I can symapthize with the shedding dilemma headache. I've own double coated dogs for more years than I care to remember. There were years where dog hair was a condiment and clothing was bought with an eye to concealing the doggie "accessory" . I never found a supplement, shampoo, food that helped the issue (on a healthy well fed dog mind you). The last shedder I owned was in his old age when the furminator came out, so didn't get to work with that but the old fashioned Shedding Brush works a treat to cut down on what's floating around. It looks like a metal loop with different size "teeth" on each edge with a handle that's either solid or can be "opened". It'll strip the undercoat out but then you have to go over with another "brush" to get any that's left clinging to them. I used a glove to do this.


----------



## doggiedad (Jan 23, 2011)

you don't know what shedding is. get a GSD, hair everywhere. lol.


----------



## emirae1091 (Sep 16, 2013)

doggiedad said:


> you don't know what shedding is. get a GSD, hair everywhere. lol.

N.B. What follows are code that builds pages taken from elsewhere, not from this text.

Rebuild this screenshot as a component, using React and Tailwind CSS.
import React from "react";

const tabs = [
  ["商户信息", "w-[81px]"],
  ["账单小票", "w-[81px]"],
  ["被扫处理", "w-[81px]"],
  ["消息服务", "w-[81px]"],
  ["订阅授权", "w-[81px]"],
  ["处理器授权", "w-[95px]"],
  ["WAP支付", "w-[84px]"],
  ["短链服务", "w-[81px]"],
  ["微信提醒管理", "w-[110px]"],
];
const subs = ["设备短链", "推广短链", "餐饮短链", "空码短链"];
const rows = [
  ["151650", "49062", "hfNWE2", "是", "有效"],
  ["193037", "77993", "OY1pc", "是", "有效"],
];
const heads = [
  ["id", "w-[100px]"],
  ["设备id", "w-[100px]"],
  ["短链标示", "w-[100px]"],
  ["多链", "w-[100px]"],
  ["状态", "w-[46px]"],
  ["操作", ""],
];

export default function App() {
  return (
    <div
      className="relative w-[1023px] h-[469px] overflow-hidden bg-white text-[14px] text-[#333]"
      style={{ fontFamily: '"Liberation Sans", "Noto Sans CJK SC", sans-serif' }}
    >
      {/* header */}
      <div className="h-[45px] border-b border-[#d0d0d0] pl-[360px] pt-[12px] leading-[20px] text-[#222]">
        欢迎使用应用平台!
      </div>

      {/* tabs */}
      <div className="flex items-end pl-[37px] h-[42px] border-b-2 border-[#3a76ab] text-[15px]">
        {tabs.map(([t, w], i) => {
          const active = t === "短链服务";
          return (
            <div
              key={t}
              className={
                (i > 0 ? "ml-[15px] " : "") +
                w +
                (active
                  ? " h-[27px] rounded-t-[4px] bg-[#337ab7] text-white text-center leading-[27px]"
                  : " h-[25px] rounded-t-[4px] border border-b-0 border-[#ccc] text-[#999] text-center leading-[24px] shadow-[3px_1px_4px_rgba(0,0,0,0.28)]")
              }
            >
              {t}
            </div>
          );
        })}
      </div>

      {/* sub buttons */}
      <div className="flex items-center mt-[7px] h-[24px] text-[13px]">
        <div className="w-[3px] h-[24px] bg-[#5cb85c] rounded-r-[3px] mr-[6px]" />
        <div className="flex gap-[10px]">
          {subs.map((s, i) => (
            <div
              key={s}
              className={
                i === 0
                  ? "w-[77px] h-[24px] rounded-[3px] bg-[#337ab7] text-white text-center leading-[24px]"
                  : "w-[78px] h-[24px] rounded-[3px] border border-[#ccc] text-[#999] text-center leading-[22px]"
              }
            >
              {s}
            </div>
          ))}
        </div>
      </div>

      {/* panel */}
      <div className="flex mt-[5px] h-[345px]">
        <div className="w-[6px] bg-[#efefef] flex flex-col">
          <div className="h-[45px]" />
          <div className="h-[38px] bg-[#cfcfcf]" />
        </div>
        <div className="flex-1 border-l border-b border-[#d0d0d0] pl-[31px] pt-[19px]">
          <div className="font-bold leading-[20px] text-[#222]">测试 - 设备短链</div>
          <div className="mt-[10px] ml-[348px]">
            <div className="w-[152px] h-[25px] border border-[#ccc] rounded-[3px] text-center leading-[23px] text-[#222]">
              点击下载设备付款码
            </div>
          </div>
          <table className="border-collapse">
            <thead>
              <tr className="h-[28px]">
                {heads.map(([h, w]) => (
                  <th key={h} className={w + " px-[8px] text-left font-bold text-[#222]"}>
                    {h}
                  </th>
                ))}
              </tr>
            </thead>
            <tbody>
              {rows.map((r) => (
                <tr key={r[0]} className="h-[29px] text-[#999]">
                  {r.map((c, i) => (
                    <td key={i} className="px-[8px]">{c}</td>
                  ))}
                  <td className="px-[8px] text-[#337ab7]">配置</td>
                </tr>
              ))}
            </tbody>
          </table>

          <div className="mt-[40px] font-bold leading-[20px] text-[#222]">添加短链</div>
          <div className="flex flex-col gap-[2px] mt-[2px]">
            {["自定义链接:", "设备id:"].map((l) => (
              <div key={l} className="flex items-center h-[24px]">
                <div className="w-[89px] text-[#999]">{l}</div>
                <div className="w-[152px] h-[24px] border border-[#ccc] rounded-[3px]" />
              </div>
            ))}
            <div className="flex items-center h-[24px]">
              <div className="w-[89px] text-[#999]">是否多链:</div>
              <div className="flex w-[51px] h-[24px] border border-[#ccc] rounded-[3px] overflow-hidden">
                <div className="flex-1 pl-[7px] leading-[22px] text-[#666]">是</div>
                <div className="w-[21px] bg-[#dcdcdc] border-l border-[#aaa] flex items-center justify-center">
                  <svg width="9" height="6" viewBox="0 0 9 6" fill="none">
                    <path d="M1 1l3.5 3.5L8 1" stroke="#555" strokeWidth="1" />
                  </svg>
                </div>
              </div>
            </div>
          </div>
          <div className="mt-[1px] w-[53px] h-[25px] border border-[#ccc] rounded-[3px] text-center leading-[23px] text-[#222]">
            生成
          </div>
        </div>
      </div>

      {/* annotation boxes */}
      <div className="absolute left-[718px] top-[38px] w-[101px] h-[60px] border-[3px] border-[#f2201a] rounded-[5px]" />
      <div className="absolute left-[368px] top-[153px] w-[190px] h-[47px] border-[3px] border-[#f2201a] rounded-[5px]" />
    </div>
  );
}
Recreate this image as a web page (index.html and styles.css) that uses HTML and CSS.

OMG my neighbour (that helped push me all the way into raw when i was just considering it) has 2 raw fed hairless cats and a not currently raw fed GSD. I swear she makes up for the 2 cats and then some!!


----------



## leaveittoweaver (Nov 15, 2013)

I know you already feed foods high in fish but I bet you it wouldn't hurt to do a salmon oil or sardine oil on top of the kibble. The fresh stuff sometimes does the trick  Good luck!


----------



## Shamrockmommy (Sep 10, 2009)

Going to make salmon oil a regular thing and see if that helps! I'll keep you posted.


----------



## NutroGeoff (May 15, 2013)

Has anyone used coconut oil on their food to help with shedding? I've been hearing more and more about coconut oil recently.


----------



## leaveittoweaver (Nov 15, 2013)

NutroGeoff said:


> Has anyone used coconut oil on their food to help with shedding? I've been hearing more and more about coconut oil recently.

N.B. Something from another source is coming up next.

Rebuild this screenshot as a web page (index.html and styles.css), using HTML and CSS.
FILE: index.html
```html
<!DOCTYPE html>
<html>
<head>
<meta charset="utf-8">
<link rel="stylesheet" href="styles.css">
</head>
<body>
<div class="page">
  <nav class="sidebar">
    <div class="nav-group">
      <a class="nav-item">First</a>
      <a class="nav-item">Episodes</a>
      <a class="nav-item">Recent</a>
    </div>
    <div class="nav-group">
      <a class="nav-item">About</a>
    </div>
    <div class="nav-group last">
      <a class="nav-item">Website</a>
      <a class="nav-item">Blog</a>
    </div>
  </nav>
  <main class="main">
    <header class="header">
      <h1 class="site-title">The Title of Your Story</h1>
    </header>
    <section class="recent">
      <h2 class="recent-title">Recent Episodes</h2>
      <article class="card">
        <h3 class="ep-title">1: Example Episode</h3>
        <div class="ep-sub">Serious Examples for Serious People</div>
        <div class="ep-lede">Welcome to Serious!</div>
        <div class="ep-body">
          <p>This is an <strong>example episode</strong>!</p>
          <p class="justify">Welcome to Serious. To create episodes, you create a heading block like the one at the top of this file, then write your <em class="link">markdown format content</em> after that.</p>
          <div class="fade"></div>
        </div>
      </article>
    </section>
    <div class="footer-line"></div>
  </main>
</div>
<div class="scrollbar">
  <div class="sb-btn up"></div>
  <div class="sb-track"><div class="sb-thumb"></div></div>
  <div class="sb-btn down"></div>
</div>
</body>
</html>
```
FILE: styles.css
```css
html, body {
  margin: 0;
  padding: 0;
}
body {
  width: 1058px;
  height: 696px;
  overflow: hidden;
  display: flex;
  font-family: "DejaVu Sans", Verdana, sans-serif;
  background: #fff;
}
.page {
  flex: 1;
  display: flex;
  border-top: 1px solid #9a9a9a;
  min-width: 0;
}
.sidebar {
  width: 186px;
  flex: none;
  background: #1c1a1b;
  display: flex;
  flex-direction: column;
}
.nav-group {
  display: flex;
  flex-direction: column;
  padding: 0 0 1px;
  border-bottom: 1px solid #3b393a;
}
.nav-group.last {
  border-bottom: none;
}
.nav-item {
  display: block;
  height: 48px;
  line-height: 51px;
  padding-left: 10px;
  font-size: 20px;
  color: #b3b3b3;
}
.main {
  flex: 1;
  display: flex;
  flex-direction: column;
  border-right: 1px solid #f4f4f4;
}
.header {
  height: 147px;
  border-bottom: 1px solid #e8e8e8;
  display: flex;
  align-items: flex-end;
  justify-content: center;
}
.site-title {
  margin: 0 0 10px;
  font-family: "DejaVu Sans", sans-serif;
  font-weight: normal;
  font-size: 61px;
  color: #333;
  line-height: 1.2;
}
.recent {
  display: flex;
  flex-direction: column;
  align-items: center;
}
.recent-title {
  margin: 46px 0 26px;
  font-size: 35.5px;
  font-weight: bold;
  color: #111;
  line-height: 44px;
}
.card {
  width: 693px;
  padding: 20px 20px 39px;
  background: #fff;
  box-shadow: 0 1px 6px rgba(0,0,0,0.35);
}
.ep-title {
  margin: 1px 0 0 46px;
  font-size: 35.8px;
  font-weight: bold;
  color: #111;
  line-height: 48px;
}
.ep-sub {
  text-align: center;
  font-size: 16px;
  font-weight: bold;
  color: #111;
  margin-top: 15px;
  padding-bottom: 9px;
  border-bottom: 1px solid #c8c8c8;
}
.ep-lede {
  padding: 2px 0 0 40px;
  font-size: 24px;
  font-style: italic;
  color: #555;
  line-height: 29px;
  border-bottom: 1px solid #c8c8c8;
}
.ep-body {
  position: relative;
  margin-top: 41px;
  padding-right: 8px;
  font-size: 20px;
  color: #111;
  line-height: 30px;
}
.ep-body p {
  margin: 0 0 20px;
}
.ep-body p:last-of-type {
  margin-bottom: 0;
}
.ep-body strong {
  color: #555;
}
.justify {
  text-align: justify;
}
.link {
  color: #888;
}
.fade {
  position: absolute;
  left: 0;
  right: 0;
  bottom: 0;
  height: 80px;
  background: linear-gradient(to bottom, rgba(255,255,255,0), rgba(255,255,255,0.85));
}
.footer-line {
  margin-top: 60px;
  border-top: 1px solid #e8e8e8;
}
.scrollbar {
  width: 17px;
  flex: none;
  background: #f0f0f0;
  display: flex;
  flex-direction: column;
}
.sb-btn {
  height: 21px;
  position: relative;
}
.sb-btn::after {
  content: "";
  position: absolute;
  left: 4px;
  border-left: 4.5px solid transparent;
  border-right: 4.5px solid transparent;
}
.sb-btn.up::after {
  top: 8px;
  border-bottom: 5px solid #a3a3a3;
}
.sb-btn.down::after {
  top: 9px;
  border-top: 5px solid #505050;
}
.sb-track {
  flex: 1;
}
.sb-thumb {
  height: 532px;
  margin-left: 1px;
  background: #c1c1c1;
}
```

Yes, it works very well for shedding and is just an overall good ingredient for the immune system.


----------



## lauren43 (Feb 6, 2011)

My dog sheds year round. It never ever ends. Yes sometimes he sheds "less" than other seasons in the year, but alas he never stops shedding. I've given up. If I want my apt to look clean I would have to clean the floors daily, that includes vacuuming and a good floor scrub. Its unbearable.

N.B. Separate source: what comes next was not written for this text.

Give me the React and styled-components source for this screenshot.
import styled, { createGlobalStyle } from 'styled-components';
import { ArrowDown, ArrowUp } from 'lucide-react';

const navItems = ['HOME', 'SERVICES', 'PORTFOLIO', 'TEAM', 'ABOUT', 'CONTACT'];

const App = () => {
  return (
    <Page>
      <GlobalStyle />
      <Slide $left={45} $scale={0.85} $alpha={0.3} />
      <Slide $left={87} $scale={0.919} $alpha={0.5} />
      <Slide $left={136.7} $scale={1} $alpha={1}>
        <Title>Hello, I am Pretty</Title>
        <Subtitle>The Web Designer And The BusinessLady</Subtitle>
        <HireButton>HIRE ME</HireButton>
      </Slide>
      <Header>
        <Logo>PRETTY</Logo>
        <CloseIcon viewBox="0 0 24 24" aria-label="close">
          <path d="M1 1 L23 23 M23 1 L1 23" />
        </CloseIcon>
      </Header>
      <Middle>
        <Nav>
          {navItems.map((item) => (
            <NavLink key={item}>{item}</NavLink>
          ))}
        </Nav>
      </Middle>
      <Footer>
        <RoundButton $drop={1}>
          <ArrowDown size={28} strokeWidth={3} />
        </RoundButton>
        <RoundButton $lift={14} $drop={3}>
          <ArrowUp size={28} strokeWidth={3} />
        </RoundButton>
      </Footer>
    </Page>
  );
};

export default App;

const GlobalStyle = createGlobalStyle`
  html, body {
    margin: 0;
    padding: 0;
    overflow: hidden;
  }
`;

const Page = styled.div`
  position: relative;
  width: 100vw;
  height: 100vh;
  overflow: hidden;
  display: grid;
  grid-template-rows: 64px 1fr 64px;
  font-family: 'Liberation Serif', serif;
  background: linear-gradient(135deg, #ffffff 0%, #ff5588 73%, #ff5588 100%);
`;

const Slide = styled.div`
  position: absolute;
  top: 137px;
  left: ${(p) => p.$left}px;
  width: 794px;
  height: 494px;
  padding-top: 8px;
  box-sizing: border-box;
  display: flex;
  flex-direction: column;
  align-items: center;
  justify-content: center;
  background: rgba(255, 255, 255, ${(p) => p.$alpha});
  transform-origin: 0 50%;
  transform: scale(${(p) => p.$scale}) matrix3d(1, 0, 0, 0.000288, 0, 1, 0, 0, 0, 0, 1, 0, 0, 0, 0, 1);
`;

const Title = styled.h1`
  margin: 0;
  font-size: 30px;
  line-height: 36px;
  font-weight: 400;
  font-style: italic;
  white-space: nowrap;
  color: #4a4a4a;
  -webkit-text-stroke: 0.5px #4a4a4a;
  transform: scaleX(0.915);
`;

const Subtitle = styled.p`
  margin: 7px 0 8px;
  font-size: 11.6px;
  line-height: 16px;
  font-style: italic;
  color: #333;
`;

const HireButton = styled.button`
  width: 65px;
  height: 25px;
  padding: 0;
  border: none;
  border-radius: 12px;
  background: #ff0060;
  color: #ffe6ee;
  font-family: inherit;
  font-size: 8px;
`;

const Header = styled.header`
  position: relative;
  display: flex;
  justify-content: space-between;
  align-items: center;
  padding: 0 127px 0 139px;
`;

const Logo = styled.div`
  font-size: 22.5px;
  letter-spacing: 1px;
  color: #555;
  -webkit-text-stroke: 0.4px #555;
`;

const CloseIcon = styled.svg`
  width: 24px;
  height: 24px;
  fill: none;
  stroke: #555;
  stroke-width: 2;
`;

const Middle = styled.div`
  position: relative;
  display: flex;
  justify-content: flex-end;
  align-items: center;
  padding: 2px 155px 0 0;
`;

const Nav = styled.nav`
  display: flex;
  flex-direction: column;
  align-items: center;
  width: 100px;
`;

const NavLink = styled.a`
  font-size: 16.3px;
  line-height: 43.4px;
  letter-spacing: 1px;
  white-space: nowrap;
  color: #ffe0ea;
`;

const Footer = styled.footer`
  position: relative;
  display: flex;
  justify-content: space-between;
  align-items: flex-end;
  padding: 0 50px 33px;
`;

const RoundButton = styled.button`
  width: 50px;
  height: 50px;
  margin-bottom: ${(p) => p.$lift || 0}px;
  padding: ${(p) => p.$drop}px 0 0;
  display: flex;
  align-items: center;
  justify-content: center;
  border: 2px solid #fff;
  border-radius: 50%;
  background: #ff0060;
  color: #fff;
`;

But I guess I'll have to get used to it. I want a GSD and a Saint Bernard at some point in my life.


----------



## doggiedad (Jan 23, 2011)

my gets fresh coconut water, coconut, high grade (human grade) salmon oil,
ground flax seed, extra virgin olive oil, flax seed oil, etc. and he sheds.
i brush him 3 to 4 times a week. there's always shedding. dogs are suppose
to shed. feed them good food, brush often, vacuum often, spot sweep often,
give them oils and there's going to be shedding. lol.


----------



## NutroGeoff (May 15, 2013)

doggiedad said:


> my gets fresh coconut water, coconut, high grade (human grade) salmon oil,
> ground flax seed, extra virgin olive oil, flax seed oil, etc. and he sheds.
> i brush him 3 to 4 times a week. there's always shedding. dogs are suppose
> to shed. feed them good food, brush often, vacuum often, spot sweep often,
> give them oils and there's going to be shedding. lol.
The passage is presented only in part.